Russell Kirk, who died in 1994 and was sometimes labeled “the Father of American Traditionalist Conservatism,” liked to quote Burke and also emphasized the importance of compromise.  In his essay on the “Errors of Ideology,” he wrote, “Ideology makes political compromise impossible:  the ideologue will accept no deviation from the Absolute Truth of his secular revelation. . . . Ideologues vie one with another in fancied fidelity to their Absolute Truth; and they are quick to denounce deviationists or defectors from their party orthodoxy. . . .[but] the prudential politician . . . is well aware that the primary purpose of the state is to keep the peace.  This can be achieved only by maintaining a tolerable balance among great interests in society.  Parties, interests, and social classes and groups must arrive at compromises, if bowie-knives are to be kept from throats.  When ideological fanaticism rejects any compromise, the weak go to the wall.”

Born a year before Kirk, someone on the opposite side of the political spectrum, John Kennedy, also praised compromise.  In his Profiles in Courage, written while still a senator, he wrote:

We should not be too hasty in condemning all compromise as bad morals.  For politics and legislation are not matters for inflexible principles or unattainable ideals. . . . legislation, under the democratic way of life and the Federal system of Government, requires compromise between the desires of each individual and group and those around them.  Henry Clay . . . said compromise was the cement that held the Union together. . . .

Some of my colleagues who are criticized today for lack of forthright principles—or who are looked upon with scornful eyes as compromising “politicians”—are simply engaged in the fine art of conciliating, balancing and interpreting the forces and factions of public opinion, an art essential to keeping our nation united and enabling our Government to function.  Their consciences may direct them from time to time to take a more rigid stand for principle—but their intellects tell them that a fair or poor bill is better than no bill at all, and that only through the give-and-take of compromise will any bill receive the successive approval of the Senate, the House, the President and the nation.

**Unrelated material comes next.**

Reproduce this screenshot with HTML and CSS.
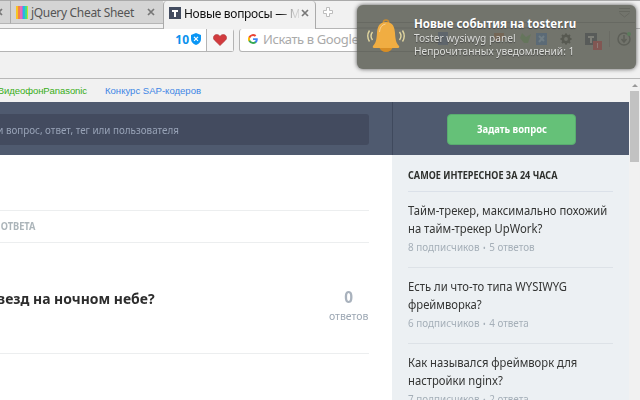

In his autobiography, An American Life (1990), Ronald Reagan criticized “radical conservatives” in the California legislature while he was governor.  For them “‘compromise’ was a dirty word,” and they “wouldn’t face the fact that we couldn’t get all of what we wanted. . . . They wanted all or nothing and they wanted it all at once.  If you don’t get it all, some said, don’t take anything.” Reagan went on to say, “I’d learned while negotiating union contracts that you seldom got everything you asked for.  And I agreed with FDR, who said in 1933:  ‘I have no expectations of making a hit every time I come to bat.  What I seek is the highest possible batting average.’”

In recent decades good politicians and commentators, both Republican and Democrat, have recognized the need for compromise.  Former Republican Missouri senator John Danforth noted, for example, that “if legislators want to legislate—and not just appeal to a rabid group of supporters come hell or high water—that’s going to be in a system that involves compromise.”  In such a system, he added, “It’s very helpful to believe that your program is not immutable.  And that the other people you’re dealing with have something to say and something to add.”

Perhaps the best twenty-first-century example of working together across the political aisle was that of Senators Orrin Hatch and Edward Kennedy.  After Kennedy died in August 2009, Hatch stated the following:

America has lost a giant in politics and public policy.  I have lost a close personal friend. People called us the “odd couple,” which was certainly true. . . .

We did not agree on much, and more often than not, I was trying to derail whatever big government scheme he had just concocted.  We did manage to forge partnerships on key legislation, such as the Ryan White AIDS Care Act, State Children’s Health Insurance Program, and most recently, the Edward M. Kennedy Serve America Act.  Ted was a lion among liberals, but he was also a constructive and shrewd lawmaker.  He never lost sight of the big picture and was willing to compromise on certain provisions in order to move forward on issues he believed important. . . .

We can all take a lesson from Ted’s forty-seven years of service and accomplishment.  I hope that America’s ideological opposites in Congress, on the airwaves, in cyberspace, and in the public square will learn that being faithful to a political party or a philosophical view does not preclude civility, or even friendships, with those on the other side.

When reflecting on my dear friend’s life, my thoughts continue to turn to the future of this great nation.  With the loss of such a liberal legislative powerhouse who spoke with conviction for his side of the aisle but who was always willing to look at an issue and find a way to negotiate a bipartisan deal, I fear that Washington has become too bitterly partisan.  I hope that Americans in general and Washington politicians in particular will take a lesson from Ted’s life and realize that we must aggressively advocate for our positions but realize that in the end, we have to put aside political pandering, work together and do what is best for America.

In the spirit of Senator Hatch, let me close by once again quoting his friend Teddy Kennedy’s brother; in his Profiles in Courage he wrote:  “We shall need compromises in the days ahead, to be sure.  But these will be, or should be, compromises of issues, not of principles.  We can compromise our political positions, but not ourselves.  We can resolve the clash of interests without conceding our ideals.  And even the necessity for the right kind of compromise does not eliminate the need for those idealists and reformers who keep our compromises moving ahead. . . .  Compromise need not mean cowardice. Indeed it is frequently the compromisers and conciliators who are faced with the severest tests of political courage as they oppose the extremist views of their constituents.”

Granted that the long statement made above might have been unwelcome to many of Speaker Boehner’s newly elected Tea Party Republicans, and perhaps he might have lost his Speakership, but it would have been an act of political courage—the kind John Kennedy wrote about in Profiles of Courage.  How many more fiascoes like the House Republicans’ initial rejection of the Senate bill do we have to face before they learn the meaning of true compromise from some of their more astute political predecessors?